Explainable Machine Learning System for Predicting Chronic Kidney Disease in High-Risk Cardiovascular Patients
Nantika Nguycharoen
TL;DR
This work presents an explainable CKD prediction system tailored to high-risk cardiovascular patients, combining retrospective UAE data with SMOTE-NC to address class imbalance. The Random Forest model achieves a sensitivity of 0.882, prioritizing reduction of false negatives for screening purposes, while an integrated explainability framework delivers global and local interpretations, bias and safety assessments, and biomedical relevance through anchored rules. The global SHAP analysis identifies key predictors such as DM_medication usage, $eGFR$, ACEI_ARB usage, diabetes status, and HbA1C; local interpretations use prototypes and counterfactuals via What-If Tool to explain individual predictions. The study also conducts bias and safety evaluations, finding no significant gender bias but some dependence on initial $eGFR$, and demonstrates safety in edge-case testing.
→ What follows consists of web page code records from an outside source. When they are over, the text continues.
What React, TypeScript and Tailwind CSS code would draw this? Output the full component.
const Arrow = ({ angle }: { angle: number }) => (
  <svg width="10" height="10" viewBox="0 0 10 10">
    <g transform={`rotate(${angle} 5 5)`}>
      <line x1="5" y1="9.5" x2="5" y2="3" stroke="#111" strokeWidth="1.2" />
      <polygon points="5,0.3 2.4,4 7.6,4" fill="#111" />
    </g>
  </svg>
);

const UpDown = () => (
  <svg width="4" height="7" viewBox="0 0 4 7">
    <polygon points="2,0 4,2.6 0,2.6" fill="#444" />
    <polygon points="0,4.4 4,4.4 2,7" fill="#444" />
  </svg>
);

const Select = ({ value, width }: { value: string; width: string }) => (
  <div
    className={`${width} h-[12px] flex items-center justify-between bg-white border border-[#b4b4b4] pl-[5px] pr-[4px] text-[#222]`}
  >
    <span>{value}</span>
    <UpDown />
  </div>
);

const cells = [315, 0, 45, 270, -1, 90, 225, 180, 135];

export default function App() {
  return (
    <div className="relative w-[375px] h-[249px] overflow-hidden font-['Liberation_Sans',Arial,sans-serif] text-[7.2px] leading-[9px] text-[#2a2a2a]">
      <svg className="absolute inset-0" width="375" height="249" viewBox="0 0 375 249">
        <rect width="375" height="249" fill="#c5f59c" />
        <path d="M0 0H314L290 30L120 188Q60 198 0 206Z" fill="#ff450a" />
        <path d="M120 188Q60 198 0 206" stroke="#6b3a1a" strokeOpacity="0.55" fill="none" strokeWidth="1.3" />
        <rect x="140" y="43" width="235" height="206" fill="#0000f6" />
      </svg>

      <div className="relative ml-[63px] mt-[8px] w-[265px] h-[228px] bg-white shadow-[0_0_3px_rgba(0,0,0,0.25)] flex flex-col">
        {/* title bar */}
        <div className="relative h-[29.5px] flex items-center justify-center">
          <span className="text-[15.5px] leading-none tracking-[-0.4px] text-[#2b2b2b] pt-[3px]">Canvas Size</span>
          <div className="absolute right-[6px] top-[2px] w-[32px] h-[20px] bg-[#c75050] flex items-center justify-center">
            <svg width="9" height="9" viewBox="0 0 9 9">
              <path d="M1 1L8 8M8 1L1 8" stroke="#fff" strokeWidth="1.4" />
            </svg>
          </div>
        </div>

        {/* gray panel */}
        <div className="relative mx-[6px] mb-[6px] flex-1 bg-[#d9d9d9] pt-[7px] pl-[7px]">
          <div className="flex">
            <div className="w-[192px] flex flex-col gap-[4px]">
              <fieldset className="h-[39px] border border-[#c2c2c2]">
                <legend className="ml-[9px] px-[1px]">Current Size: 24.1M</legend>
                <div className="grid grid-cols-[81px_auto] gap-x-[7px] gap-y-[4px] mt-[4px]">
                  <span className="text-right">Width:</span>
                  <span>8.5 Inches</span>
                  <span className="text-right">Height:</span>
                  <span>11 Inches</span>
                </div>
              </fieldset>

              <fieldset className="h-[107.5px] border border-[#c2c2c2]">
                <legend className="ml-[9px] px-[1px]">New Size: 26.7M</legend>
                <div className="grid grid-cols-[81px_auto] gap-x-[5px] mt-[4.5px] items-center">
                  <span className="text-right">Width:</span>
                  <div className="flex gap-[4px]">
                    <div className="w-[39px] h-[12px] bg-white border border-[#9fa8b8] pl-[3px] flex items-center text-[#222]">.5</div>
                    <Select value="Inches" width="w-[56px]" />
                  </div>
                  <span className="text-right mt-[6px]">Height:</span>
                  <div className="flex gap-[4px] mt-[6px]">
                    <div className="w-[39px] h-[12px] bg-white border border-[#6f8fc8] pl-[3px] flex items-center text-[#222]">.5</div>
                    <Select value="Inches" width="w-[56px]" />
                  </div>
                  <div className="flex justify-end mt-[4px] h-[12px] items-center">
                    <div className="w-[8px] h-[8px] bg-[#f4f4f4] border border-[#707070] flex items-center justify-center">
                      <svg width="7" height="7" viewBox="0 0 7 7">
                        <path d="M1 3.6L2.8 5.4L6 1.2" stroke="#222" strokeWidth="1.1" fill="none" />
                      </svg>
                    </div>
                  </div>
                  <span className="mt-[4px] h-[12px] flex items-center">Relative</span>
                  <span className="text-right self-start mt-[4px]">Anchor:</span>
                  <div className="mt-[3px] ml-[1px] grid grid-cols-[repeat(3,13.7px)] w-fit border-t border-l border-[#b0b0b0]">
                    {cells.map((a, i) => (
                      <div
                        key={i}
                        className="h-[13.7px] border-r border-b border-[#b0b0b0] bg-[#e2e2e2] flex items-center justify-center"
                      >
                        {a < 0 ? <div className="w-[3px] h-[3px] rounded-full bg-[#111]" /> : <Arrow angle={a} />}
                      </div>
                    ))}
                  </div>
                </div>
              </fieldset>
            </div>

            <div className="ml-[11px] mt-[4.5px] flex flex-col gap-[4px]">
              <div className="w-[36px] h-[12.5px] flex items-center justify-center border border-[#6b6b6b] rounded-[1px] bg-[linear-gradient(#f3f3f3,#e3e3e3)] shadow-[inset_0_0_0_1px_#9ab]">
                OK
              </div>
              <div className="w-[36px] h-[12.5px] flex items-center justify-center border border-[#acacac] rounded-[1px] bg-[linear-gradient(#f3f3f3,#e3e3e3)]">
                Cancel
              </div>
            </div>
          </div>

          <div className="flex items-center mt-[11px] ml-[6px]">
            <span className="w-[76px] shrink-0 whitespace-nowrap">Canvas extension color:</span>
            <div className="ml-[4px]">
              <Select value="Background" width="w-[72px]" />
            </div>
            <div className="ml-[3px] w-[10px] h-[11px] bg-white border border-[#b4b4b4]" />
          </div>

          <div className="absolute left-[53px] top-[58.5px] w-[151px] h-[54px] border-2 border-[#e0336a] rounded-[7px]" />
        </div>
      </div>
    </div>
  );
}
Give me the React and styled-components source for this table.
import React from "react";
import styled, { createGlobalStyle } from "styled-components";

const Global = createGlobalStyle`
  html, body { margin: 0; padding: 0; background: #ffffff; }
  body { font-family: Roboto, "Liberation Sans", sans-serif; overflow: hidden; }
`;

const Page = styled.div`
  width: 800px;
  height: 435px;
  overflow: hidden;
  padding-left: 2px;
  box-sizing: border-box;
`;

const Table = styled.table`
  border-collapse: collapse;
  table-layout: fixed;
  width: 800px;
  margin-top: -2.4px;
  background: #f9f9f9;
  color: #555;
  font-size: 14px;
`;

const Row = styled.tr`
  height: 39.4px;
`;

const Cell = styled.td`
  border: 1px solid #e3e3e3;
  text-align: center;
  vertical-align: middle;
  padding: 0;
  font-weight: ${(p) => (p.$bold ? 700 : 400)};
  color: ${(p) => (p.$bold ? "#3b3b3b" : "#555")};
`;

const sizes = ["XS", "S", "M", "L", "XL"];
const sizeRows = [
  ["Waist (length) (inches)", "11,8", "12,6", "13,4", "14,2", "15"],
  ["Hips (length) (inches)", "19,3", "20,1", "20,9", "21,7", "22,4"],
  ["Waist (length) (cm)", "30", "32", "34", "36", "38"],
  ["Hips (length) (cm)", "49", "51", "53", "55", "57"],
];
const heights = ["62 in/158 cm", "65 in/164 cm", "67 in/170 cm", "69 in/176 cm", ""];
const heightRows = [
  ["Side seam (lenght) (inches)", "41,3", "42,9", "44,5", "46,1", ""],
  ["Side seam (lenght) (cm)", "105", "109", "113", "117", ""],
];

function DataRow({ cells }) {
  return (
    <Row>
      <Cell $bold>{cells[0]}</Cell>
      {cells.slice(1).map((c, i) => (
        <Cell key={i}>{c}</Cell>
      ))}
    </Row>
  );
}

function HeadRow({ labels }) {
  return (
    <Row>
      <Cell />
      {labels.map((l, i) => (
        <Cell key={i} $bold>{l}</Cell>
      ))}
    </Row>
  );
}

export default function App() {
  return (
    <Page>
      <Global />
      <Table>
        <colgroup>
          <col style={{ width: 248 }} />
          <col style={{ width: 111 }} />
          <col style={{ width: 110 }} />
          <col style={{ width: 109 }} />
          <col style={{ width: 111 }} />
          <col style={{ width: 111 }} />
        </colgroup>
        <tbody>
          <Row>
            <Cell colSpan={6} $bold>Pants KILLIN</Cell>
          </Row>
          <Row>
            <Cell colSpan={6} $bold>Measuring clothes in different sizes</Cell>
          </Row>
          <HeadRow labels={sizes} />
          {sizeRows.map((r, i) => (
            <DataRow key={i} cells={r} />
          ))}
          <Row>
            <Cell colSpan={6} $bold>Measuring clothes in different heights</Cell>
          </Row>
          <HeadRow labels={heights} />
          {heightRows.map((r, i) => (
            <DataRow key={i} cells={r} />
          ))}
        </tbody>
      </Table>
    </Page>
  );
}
Although limited by dataset size and regional scope, the framework advances practical, interpretable, and regulatory-ready healthcare AI with potential for broader adoption in CKD screening and beyond.
Abstract
As the global population ages, the incidence of Chronic Kidney Disease (CKD) is rising. CKD often remains asymptomatic until advanced stages, which significantly burdens both the healthcare system and patient quality of life. This research developed an explainable machine learning system for predicting CKD in patients with cardiovascular risks, utilizing medical history and laboratory data. The Random Forest model achieved the highest sensitivity of 88.2%. The study introduces a comprehensive explainability framework that extends beyond traditional feature importance methods, incorporating global and local interpretations, bias inspection, biomedical relevance, and safety assessments. Key predictive features identified in global interpretation were the use of diabetic and ACEI/ARB medications, and initial eGFR values. Local interpretation provided model insights through counterfactual explanations, which aligned with other system parts. After conducting a bias inspection, it was found that the initial eGFR values and CKD predictions exhibited some bias, but no significant gender bias was identified. The model's logic, extracted by scoped rules, was confirmed to align with existing medical literature. The safety assessment tested potentially dangerous cases and confirmed that the model behaved safely. This system enhances the explainability, reliability, and accountability of the model, promoting its potential integration into healthcare settings and compliance with upcoming regulatory standards, and showing promise for broader applications in healthcare machine learning.